ANOTHER VIEW

It's the career feds who keep the trains running

Stephen M. Ryan

President Bush had to select his cabinet members at a compressed pace because of delays stemming from the election protest.

Many of his subcabinet choices, such as administrator of the General Services Administration and others who will directly impact procurement policy, are yet to be decided.

In the meantime, I think it's time to remember the senior career civil servants who occupy key policy positions. As the Clinton political wave ebbs and the Bush wave breaks ashore, it is those career employees who have critical roles in making sure the new administration's proposals mesh with government reality.

Deidre Lee, the Defense Department's procurement director, holds perhaps the most important career position in federal procurement policy. It is notable that the largely male-led Defense procurement bureaucracy has had its rules made by two women: Eleanor Spector, who held the post for many years, and now Lee.

Lee brings considerable experience to the job. She was administrator of the Office of Federal Procurement Policy, following the difficult-to-follow act of Steve Kelman. Before that, she was a contracting officer and held the top procurement post at NASA.

Each assignment has given Lee unusual empathy for the grinding duties of contracting professionals. She has considerable credibility in seeking changes that will benefit the acquisition process.

Lee has quietly but firmly taken on some thankless and difficult roles. An example of the former'one that Kelman avoided'is dealing with Federal Prison Industries, a tar baby of federal procurement.

Federal Prison Industries runs factories inside federal prisons, from which it sells $600 million worth of goods and services under an antiquated process that imposes procurement preferences for these prison-made goods on agencies. Some agencies and plenty of vendors object to FPI's special status.

Defense is FPI's biggest customer. Lee has taken the DOD slot on the FPI board of directors to see that her agency is not shortchanged.

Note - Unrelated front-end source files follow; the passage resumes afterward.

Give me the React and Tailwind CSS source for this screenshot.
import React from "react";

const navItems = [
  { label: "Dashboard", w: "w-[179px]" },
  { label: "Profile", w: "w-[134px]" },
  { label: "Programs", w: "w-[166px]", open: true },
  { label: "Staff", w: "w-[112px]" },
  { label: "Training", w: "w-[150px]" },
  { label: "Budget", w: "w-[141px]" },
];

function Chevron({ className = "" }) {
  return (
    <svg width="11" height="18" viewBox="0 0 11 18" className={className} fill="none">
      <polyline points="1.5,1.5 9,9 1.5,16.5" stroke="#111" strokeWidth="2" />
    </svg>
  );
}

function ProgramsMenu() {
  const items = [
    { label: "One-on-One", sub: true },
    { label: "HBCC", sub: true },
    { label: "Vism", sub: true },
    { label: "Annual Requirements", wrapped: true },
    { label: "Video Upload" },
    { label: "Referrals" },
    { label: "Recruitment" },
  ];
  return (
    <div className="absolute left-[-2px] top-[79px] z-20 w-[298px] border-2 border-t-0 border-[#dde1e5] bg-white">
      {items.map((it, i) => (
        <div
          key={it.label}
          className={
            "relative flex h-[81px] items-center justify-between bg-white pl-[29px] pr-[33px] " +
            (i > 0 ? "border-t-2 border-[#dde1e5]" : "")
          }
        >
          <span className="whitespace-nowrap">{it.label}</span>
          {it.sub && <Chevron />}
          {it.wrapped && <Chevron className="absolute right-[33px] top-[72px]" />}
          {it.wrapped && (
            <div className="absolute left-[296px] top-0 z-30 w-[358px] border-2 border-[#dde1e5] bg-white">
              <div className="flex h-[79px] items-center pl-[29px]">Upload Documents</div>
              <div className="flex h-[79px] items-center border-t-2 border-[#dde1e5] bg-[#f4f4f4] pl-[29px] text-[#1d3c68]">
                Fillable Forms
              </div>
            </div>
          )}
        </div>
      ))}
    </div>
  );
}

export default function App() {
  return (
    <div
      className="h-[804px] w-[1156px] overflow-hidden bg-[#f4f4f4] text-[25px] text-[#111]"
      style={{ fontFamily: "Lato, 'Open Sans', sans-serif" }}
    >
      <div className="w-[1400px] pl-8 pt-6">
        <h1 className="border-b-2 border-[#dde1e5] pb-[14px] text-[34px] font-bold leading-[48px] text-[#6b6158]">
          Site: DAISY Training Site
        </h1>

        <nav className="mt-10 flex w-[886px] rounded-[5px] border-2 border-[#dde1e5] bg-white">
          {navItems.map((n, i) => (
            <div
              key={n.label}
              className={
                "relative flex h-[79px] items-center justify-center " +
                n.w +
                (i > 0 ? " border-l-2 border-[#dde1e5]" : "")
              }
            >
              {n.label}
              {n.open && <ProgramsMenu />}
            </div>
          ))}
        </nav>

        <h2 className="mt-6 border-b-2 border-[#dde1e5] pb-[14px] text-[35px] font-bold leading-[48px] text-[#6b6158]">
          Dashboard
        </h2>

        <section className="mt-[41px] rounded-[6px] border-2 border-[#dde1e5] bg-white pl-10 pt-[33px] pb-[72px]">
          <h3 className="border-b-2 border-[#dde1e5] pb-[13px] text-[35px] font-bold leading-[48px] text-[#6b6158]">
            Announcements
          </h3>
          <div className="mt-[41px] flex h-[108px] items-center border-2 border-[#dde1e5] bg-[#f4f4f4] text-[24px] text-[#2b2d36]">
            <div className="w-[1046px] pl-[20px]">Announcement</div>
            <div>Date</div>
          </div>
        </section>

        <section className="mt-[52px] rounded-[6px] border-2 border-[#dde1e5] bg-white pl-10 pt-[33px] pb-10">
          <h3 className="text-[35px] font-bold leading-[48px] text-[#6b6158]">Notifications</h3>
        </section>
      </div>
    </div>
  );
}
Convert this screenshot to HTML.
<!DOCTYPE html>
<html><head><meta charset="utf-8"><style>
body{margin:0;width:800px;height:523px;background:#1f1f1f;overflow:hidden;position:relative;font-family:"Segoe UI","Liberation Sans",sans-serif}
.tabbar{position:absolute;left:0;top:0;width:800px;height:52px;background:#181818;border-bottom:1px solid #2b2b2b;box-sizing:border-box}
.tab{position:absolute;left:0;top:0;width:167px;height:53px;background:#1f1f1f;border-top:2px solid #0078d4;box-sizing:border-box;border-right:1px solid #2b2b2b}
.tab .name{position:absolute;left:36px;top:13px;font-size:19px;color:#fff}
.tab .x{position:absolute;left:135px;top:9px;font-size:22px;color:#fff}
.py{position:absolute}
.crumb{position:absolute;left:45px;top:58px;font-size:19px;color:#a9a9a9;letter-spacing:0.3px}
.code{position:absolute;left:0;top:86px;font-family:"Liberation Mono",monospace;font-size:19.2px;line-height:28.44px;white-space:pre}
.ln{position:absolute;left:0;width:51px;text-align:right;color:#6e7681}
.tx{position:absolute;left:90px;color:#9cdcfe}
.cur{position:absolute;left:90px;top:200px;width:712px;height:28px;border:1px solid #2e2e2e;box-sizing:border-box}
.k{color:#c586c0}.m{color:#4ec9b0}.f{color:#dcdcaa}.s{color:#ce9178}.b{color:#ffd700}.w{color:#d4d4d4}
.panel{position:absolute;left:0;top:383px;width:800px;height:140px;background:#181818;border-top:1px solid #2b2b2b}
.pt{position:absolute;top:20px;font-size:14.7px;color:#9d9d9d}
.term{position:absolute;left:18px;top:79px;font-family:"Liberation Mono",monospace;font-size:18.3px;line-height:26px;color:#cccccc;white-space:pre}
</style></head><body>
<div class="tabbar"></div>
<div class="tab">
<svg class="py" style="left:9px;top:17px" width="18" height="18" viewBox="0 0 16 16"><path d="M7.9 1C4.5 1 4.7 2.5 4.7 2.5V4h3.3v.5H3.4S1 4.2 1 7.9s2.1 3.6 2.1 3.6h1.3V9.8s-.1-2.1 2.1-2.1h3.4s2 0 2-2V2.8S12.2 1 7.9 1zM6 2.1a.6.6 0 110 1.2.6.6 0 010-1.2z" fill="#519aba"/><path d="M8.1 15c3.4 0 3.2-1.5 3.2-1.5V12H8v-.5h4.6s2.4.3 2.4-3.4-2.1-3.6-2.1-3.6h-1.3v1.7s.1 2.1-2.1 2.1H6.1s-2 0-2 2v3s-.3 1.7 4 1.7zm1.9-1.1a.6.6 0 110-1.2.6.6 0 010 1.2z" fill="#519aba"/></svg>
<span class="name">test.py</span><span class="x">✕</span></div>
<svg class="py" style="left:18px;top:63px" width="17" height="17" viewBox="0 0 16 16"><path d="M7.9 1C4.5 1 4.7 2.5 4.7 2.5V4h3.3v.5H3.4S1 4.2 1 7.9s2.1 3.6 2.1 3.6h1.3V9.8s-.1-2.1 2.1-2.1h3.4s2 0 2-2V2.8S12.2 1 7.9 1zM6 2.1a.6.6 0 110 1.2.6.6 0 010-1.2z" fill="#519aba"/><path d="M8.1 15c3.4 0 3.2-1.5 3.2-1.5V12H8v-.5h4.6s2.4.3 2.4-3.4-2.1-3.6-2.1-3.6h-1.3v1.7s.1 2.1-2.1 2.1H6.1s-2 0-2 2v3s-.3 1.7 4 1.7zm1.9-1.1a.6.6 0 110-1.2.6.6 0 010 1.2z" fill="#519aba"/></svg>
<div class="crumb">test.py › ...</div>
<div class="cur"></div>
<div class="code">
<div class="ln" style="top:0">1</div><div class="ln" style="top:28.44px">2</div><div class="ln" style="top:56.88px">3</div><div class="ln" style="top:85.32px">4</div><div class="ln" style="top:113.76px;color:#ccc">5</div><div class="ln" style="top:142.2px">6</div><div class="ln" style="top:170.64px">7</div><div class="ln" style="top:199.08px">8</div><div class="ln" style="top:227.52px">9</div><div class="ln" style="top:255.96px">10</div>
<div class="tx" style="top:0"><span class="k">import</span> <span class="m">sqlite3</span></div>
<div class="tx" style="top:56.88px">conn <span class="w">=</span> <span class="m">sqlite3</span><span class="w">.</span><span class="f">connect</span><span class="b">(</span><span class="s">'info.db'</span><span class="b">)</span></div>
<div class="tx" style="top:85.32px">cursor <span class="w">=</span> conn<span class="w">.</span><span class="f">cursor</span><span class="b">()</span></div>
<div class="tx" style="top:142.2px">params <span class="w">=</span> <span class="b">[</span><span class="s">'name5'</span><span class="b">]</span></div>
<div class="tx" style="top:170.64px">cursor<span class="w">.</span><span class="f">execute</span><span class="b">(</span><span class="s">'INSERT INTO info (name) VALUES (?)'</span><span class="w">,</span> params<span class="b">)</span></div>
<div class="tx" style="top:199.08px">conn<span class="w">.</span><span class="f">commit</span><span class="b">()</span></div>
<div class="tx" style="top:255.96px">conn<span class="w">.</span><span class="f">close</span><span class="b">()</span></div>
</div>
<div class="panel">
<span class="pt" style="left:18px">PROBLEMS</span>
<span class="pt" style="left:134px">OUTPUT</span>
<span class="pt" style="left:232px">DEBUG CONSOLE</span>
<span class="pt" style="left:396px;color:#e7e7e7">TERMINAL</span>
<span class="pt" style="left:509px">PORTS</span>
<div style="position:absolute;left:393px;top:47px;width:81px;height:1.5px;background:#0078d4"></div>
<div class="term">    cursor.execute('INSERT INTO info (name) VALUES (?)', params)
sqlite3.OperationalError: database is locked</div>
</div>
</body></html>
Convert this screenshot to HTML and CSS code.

As a person, Lee has a high energy level and a welcome lack of cynicism. As an example of professionalism, Lee has no peer.


Another noteworthy federal veteran is Richard Hopf, director of the Energy Department's Procurement and Assistance Management Office. He, too, has ample government experience, having held the top procurement policy post at GSA before moving to Energy.

Hopf was part of a team of public servants who fundamentally changed the Federal Supply Service, albeit under the administrative policy cover of former GSA administrator David Barram.

As the need for procurement reform of any sort is considered, it is worth remembering that lots of career federal executives can provide their expertise.